• Work required:
Once the pictures are set aside, transcribe the remaining data exactly.

• Raw data:
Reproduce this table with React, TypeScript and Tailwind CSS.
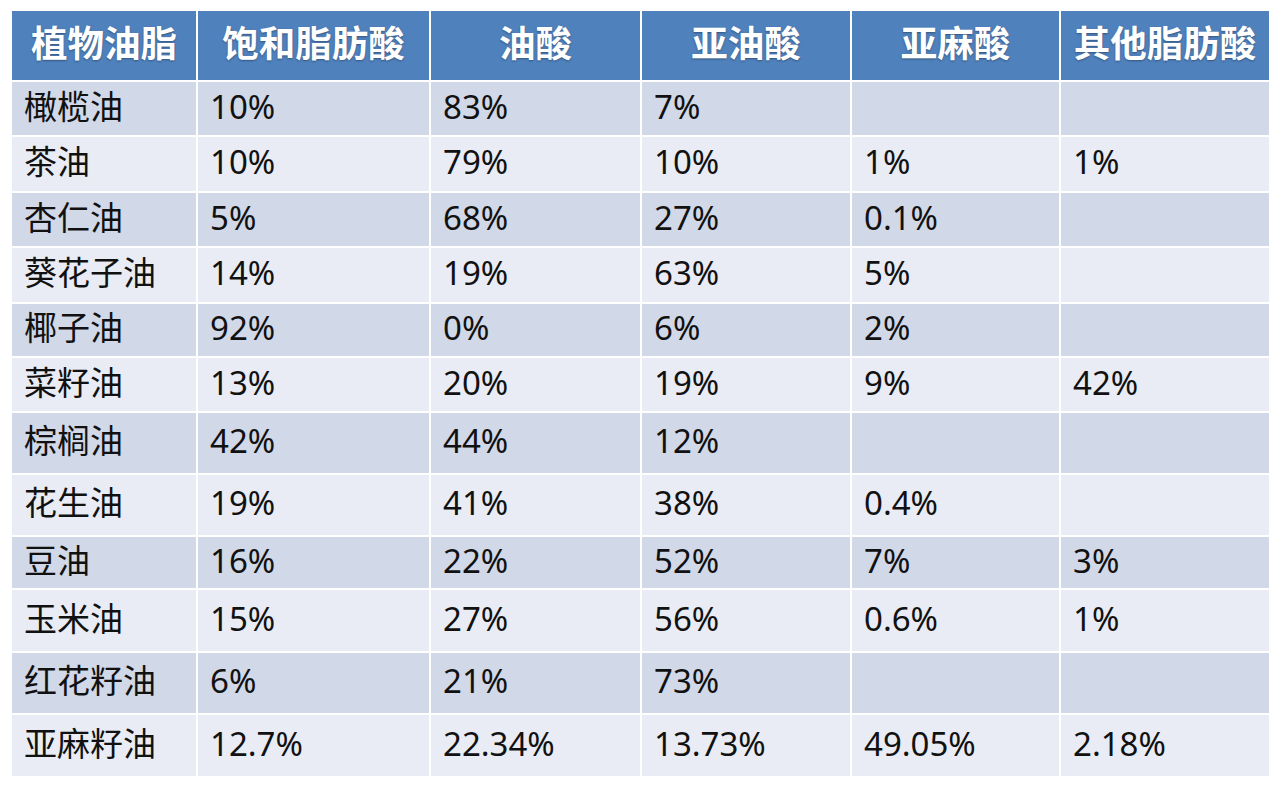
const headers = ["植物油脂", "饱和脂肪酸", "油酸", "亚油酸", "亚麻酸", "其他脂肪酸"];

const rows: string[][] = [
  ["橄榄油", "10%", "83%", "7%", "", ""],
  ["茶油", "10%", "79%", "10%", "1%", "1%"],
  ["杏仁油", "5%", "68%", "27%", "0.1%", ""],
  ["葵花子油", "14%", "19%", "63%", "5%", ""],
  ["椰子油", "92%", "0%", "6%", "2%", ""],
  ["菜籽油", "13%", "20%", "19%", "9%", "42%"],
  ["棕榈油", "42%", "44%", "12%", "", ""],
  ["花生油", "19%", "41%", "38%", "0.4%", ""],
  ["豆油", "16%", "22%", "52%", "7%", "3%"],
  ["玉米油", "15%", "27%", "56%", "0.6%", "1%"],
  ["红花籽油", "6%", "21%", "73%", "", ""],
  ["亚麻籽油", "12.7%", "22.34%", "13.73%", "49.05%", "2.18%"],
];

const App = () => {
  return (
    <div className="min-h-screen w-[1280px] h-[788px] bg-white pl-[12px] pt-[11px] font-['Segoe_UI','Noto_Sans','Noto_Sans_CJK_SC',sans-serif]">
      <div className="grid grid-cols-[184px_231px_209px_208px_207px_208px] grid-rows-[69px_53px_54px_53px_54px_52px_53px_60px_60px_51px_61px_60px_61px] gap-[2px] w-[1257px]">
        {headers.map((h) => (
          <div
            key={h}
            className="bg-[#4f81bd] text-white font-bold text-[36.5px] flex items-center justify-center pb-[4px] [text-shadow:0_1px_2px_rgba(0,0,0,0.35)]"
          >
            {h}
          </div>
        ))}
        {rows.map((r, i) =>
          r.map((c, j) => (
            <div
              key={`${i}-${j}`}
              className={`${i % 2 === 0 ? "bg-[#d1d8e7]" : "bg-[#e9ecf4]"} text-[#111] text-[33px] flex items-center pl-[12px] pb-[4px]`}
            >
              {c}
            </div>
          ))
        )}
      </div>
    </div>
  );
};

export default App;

• Worked solution:
Reproduce this table with React, TypeScript and Tailwind CSS.
const headers = ["植物油脂", "饱和脂肪酸", "油酸", "亚油酸", "亚麻酸", "其他脂肪酸"];

const rows: string[][] = [
  ["橄榄油", "10%", "83%", "7%", "", ""],
  ["茶油", "10%", "79%", "10%", "1%", "1%"],
  ["杏仁油", "5%", "68%", "27%", "0.1%", ""],
  ["葵花子油", "14%", "19%", "63%", "5%", ""],
  ["椰子油", "92%", "0%", "6%", "2%", ""],
  ["菜籽油", "13%", "20%", "19%", "9%", "42%"],
  ["棕榈油", "42%", "44%", "12%", "", ""],
  ["花生油", "19%", "41%", "38%", "0.4%", ""],
  ["豆油", "16%", "22%", "52%", "7%", "3%"],
  ["玉米油", "15%", "27%", "56%", "0.6%", "1%"],
  ["红花籽油", "6%", "21%", "73%", "", ""],
  ["亚麻籽油", "12.7%", "22.34%", "13.73%", "49.05%", "2.18%"],
];

const App = () => {
  return (
    <div className="min-h-screen w-[1280px] h-[788px] bg-white pl-[12px] pt-[11px] font-['Segoe_UI','Noto_Sans','Noto_Sans_CJK_SC',sans-serif]">
      <div className="grid grid-cols-[184px_231px_209px_208px_207px_208px] grid-rows-[69px_53px_54px_53px_54px_52px_53px_60px_60px_51px_61px_60px_61px] gap-[2px] w-[1257px]">
        {headers.map((h) => (
          <div
            key={h}
            className="bg-[#4f81bd] text-white font-bold text-[36.5px] flex items-center justify-center pb-[4px] [text-shadow:0_1px_2px_rgba(0,0,0,0.35)]"
          >
            {h}
          </div>
        ))}
        {rows.map((r, i) =>
          r.map((c, j) => (
            <div
              key={`${i}-${j}`}
              className={`${i % 2 === 0 ? "bg-[#d1d8e7]" : "bg-[#e9ecf4]"} text-[#111] text-[33px] flex items-center pl-[12px] pb-[4px]`}
            >
              {c}
            </div>
          ))
        )}
      </div>
    </div>
  );
};

export default App;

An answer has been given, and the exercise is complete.